Giuseppe Ceretti
Il racconto di una storia vissuta

Amore & volontariato

Non c’è un minuto della nostra esistenza che non abbia un valore unico, irripetibile: è da questa considerazione che deriva il senso della vita. Di qualunque vita

Quando mi chiedono le ragioni che mi hanno spinto a svolgere volontariato in un’associazione che assiste i malati terminali, sia pure quale volontario della penna, confesso che, dopo anni, non rispondo mai d’istinto. Perché avverto, anche negli sguardi più sereni, un interrogativo: qual è il senso di una mano tesa a chi sa che la sua vita è prossima alla fine? Non avendo nel mio bagaglio alcuna fede, se non nella ragione dell’uomo, di questi tempi me la passo assai male.

Così, dopo una lunga pausa e sempre che l’interlocutore nel frattempo non abbia desistito, mi vien da rispondere che non c’è un minuto della nostra esistenza che non abbia un valore unico, irripetibile. Un lasso di tempo che può contenere e svelare il senso di una vita.

C’è chi abbozza dinanzi a tale replica e, sia pure con cortesia, passa ad altro.

Parole, non son altro che parole, recita la strofa di una canzone di troppi anni fa. Come si può dare un senso compiuto a quel minuto, far capire che quel minuscolo lasso di tempo può comprendere talvolta persino lo svelamento di un’intera vita con i suoi contrapposti sentimenti?

Faccio ricorso ai disordinati studi della mia vita, al mestiere, per trovare la chiave di volta, la risposta che pure avverto d’avere dentro di me. Invano.

Poi accade di colloquiare con una volontaria, l’intelligente e sensibile Laura (uso un nome di comodo), per tutt’altri motivi e di sentirsi raccontare una storia e capire che la risposta è lì, sotto i miei occhi, basta solo volerla vedere.

La ripropongo, come mi è stata narrata, in prima persona.

* * *

Un pomeriggio mite di settembre vidi l’uomo per la prima volta e mi colpì. Prendeva il sole sul terrazzo, seduto ben eretto sulla carrozzella. Tempie brizzolate a incorniciare un volto dal sorriso dolce e insieme fiero di chi non ammette sconfitte. Eppure la sconfitta era lì, dietro l’uscio, e lui lo sapeva. Ma che ci restasse! Intanto c’era ancora nuova vita da godere.

Quale vita lo scoprii il sabato successivo all’apparire della donna. Avevo appena terminato il pranzo con le infermiere e i medici quando lei, anche essa in carrozzella, venne a prendere il caffè con noi.

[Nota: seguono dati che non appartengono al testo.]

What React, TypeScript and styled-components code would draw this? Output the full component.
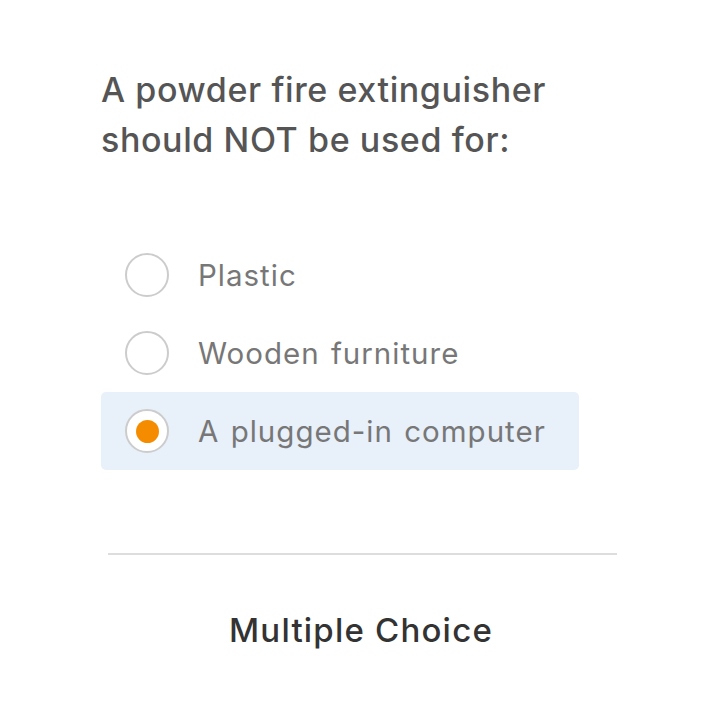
import React from "react";
import styled, { createGlobalStyle } from "styled-components";

const Global = createGlobalStyle`
  html, body { margin: 0; padding: 0; background: #ffffff; }
  body { font-family: "Inter", "Noto Sans", sans-serif; }
`;

const Page = styled.div`
  width: 721px;
  height: 720px;
  box-sizing: border-box;
  padding: 65px 0 0 101px;
  display: flex;
  flex-direction: column;
`;

const Question = styled.h1`
  margin: 0;
  font-size: 34px;
  line-height: 50px;
  font-weight: 500;
  letter-spacing: 0.6px;
  color: #555555;
  width: 520px;
`;

const Options = styled.div`
  margin-top: 71px;
  width: 478px;
  display: flex;
  flex-direction: column;
`;

const Row = styled.div<{ $selected?: boolean }>`
  height: 78px;
  display: flex;
  align-items: center;
  padding-left: 24px;
  gap: 29px;
  border-radius: 5px;
  background: ${(p) => (p.$selected ? "#e8f0fa" : "transparent")};
`;

const Radio = styled.span<{ $checked?: boolean }>`
  width: 44px;
  height: 44px;
  box-sizing: border-box;
  border-radius: 50%;
  border: 2px solid #cccccc;
  background: #ffffff;
  display: flex;
  align-items: center;
  justify-content: center;
  flex-shrink: 0;
  &::after {
    content: "";
    display: ${(p) => (p.$checked ? "block" : "none")};
    width: 23px;
    height: 23px;
    border-radius: 50%;
    background: #f58c00;
  }
`;

const Label = styled.span`
  font-size: 29.5px;
  letter-spacing: 1px;
  word-spacing: 2px;
  color: #777777;
`;

const Divider = styled.hr`
  margin: 83px 0 0 7px;
  width: 509px;
  border: none;
  height: 2px;
  background: #dddddd;
`;

const Footer = styled.div`
  margin-top: 55px;
  width: 520px;
  text-align: center;
  font-size: 33px;
  font-weight: 500;
  letter-spacing: 1.2px;
  color: #333333;
`;

const options = [
  { label: "Plastic", checked: false },
  { label: "Wooden furniture", checked: false },
  { label: "A plugged-in computer", checked: true },
];

export default function App() {
  return (
    <>
      <Global />
      <Page>
        <Question>
          A powder fire extinguisher
          <br />
          should NOT be used for:
        </Question>
        <Options>
          {options.map((o) => (
            <Row key={o.label} $selected={o.checked}>
              <Radio $checked={o.checked} />
              <Label>{o.label}</Label>
            </Row>
          ))}
        </Options>
        <Divider />
        <Footer>Multiple Choice</Footer>
      </Page>
    </>
  );
}
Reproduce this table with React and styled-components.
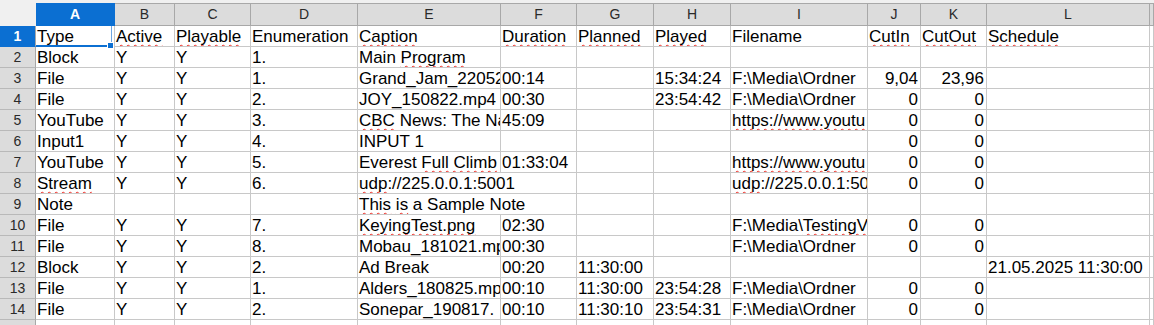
import React from 'react';
import styled, { createGlobalStyle, css } from 'styled-components';

// sheet geometry (px) – row header + columns A..L, then the rest
const COLS = [
  ['A', 79], ['B', 60], ['C', 76], ['D', 107], ['E', 143], ['F', 76],
  ['G', 77], ['H', 77], ['I', 137], ['J', 53], ['K', 66], ['L', 163],
];
const TEMPLATE = `36px ${COLS.map(c => c[1] + 'px').join(' ')} 1fr`;

const BLUE = '#0b6fd2';
const GRID = '#c8c8c8';
const HEAD_BG = '#dcdcdc';
const HEAD_LINE = '#a8a8a8';

const GlobalStyle = createGlobalStyle`
  html, body {
    margin: 0;
    background: #fff;
    overflow: hidden;
  }
`;

const Sheet = styled.div`
  width: 1154px;
  height: 325px;
  overflow: hidden;
  background: #fff;
  font-family: "Liberation Sans", Arial, sans-serif;
`;

const Row = styled.div`
  display: grid;
  grid-template-columns: ${TEMPLATE};
`;

const HeadRow = styled(Row)`
  background: #f0f0f0;
  height: 26px;
`;

const Corner = styled.div`
  background: #f0f0f0;
`;

const ColHead = styled.div`
  margin-top: 3px;
  height: 23px;
  box-sizing: border-box;
  border-top: 1px solid ${HEAD_LINE};
  border-right: 1px solid ${HEAD_LINE};
  border-bottom: 1px solid ${HEAD_LINE};
  background: ${HEAD_BG};
  color: #2a2a2a;
  font-size: 14px;
  line-height: 21px;
  text-align: center;
  ${p => p.$active && css`
    background: ${BLUE};
    border-color: ${BLUE};
    color: #fff;
    font-weight: bold;
  `}
`;

const RowHead = styled.div`
  height: 21px;
  box-sizing: border-box;
  border-right: 1px solid ${HEAD_LINE};
  border-bottom: 1px solid #b9b9b9;
  background: ${HEAD_BG};
  color: #2a2a2a;
  font-size: 14px;
  line-height: 20px;
  text-align: center;
  ${p => p.$active && css`
    background: ${BLUE};
    border-bottom-color: ${BLUE};
    color: #fff;
    font-weight: bold;
  `}
`;

const Cell = styled.div`
  position: relative;
  height: 21px;
  box-sizing: border-box;
  border-right: 1px solid ${GRID};
  border-bottom: 1px solid ${GRID};
  padding: 0 2px 0 1px;
  color: #000;
  font-size: 17px;
  line-height: 21px;
  white-space: nowrap;
  overflow: hidden;
  text-align: ${p => p.$align};
  grid-column: span ${p => p.$span};
  ${p => p.$active && css`
    overflow: visible;
    z-index: 2;
  `}
`;

const Cursor = styled.div`
  position: absolute;
  left: 0;
  top: 0;
  right: 2px;
  bottom: -1px;
  border-right: 1px solid #6ea6e3;
  border-bottom: 2px solid ${BLUE};
  pointer-events: none;
`;

const Handle = styled.div`
  position: absolute;
  right: -3px;
  bottom: -4px;
  width: 5px;
  height: 5px;
  background: ${BLUE};
  border: 1px solid #fff;
`;

// spell-check squiggle
const Spell = styled.span`
  text-decoration: underline wavy #ee2a22;
  text-decoration-thickness: 1.4px;
  text-underline-offset: 2px;
  text-decoration-skip-ink: none;
`;

const S = t => <Spell>{t}</Spell>;
const R = t => ({ t, align: 'right' });
const W = (t, span) => ({ t, span });

const DATA = [
  ['Type', S('Active'), S('Playable'), 'Enumeration', S('Caption'), S('Duration'), S('Planned'), S('Played'), 'Filename', S('CutIn'), S('CutOut'), S('Schedule')],
  ['Block', 'Y', 'Y', '1.', <>Main {S('Program')}</>],
  ['File', 'Y', 'Y', '1.', 'Grand_Jam_220522.mp4', '00:14', '', '15:34:24', 'F:\\Media\\Ordner', R('9,04'), R('23,96')],
  ['File', 'Y', 'Y', '2.', 'JOY_150822.mp4', '00:30', '', '23:54:42', 'F:\\Media\\Ordner', R('0'), R('0')],
  ['YouTube', 'Y', 'Y', '3.', <>{S('CBC')} News: The National</>, '45:09', '', '', S('https://www.youtu'), R('0'), R('0')],
  ['Input1', 'Y', 'Y', '4.', 'INPUT 1', '', '', '', '', R('0'), R('0')],
  ['YouTube', 'Y', 'Y', '5.', <>Everest {S('Full Climb')}</>, '01:33:04', '', '', S('https://www.youtu'), R('0'), R('0')],
  [S('Stream'), 'Y', 'Y', '6.', W(<>{S('udp')}://225.0.0.1:5001</>, 2), '', '', <>{S('udp')}://225.0.0.1:5001</>, R('0'), R('0')],
  ['Note', '', '', '', W(<>{S('This')} {S('is')} a Sample Note</>, 2)],
  ['File', 'Y', 'Y', '7.', S('KeyingTest.png'), '02:30', '', '', <>F:\Media\{S('TestingVideos')}</>, R('0'), R('0')],
  ['File', 'Y', 'Y', '8.', 'Mobau_181021.mp4', '00:30', '', '', 'F:\\Media\\Ordner', R('0'), R('0')],
  ['Block', 'Y', 'Y', '2.', 'Ad Break', '00:20', '11:30:00', '', '', '', '', '21.05.2025 11:30:00'],
  ['File', 'Y', 'Y', '1.', 'Alders_180825.mp4', '00:10', '11:30:00', '23:54:28', 'F:\\Media\\Ordner', R('0'), R('0')],
  ['File', 'Y', 'Y', '2.', 'Sonepar_190817.', '00:10', '11:30:10', '23:54:31', 'F:\\Media\\Ordner', R('0'), R('0')],
  [],
];

const norm = v => {
  if (v && typeof v === 'object' && 't' in v) return { t: v.t, align: v.align || 'left', span: v.span || 1 };
  return { t: v, align: 'left', span: 1 };
};

const SheetRow = ({ num, cells }) => {
  const out = [];
  let col = 0;
  cells.forEach((v, i) => {
    const c = norm(v);
    const active = num === 1 && col === 0;
    out.push(
      <Cell key={i} $align={c.align} $span={c.span} $active={active}>
        {c.t}
        {active && <Cursor><Handle /></Cursor>}
      </Cell>
    );
    col += c.span;
  });
  while (col < COLS.length + 1) {
    out.push(<Cell key={'e' + col} $align="left" $span={1} />);
    col++;
  }
  return (
    <Row>
      <RowHead $active={num === 1}>{num}</RowHead>
      {out}
    </Row>
  );
};

export default function App() {
  return (
    <>
      <GlobalStyle />
      <Sheet>
        <HeadRow>
          <Corner />
          {COLS.map(([k]) => <ColHead key={k} $active={k === 'A'}>{k}</ColHead>)}
          <ColHead />
        </HeadRow>
        {DATA.map((cells, i) => <SheetRow key={i} num={i + 1} cells={cells} />)}
      </Sheet>
    </>
  );
}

Poteva avere 55/60 anni, ben portati. Due occhi bellissimi e penetranti parevano essere il tutto in quel volto affilato dalla pelle bianchissima. Poche parole, ma il desiderio evidente di mostrarsi ancora capace di simpatia e comunicazione. Anche con le mani, che muoveva con piccoli gesti armoniosi. «Alle mani – mi disse avendomi sorpresa a fissarle – ho sempre tenuto molto e lo smalto alle unghie lo so dare ancora senza sbavature». Erano perfette.

Mezz’ora dopo era sul terrazzo dove lui si metteva di solito, le carrozzelle vicine. Quando mi vide arrivare con la tazza di caffè, fece cenno d’avvicinarmi. Due parole di presentazione e di nuovo il gioco delle mani che, con arte femminile, parevano muoversi come libellule, solo su leggermente indecise su dove posarsi.

Capii subito, o piuttosto avvertii nell’aria quel clima tra l’intimidito e il magico che accompagna l’attrazione di un essere verso l’altro, quasi come uno stato di irrealtà che anticipa gli avvenimenti del cuore.

Colsi gli sguardi: inequivocabili. Mi sentii commossa pensando alla forza dell’amore che ti afferra perfino quando sei in lista d’attesa per l’ultimo viaggio.

«Chissà quanto tempo potremo stare ancora insieme io e il mio… – mi disse aggiungendo dopo una pausa – collega, ma è bello, è una fortuna anche così».

* * *

Sono trascorsi un paio di mesi e la coincidenza vuole che mi trovi con Laura proprio sul terrazzo. Dopo avermi raccontato la storia che ho appena riproposto, aggiunge: «L’uomo e la donna non ci sono più e mi mancano. Se ne sono andati via, leggeri come due libellule: ne sono certa, ad ali intrecciate».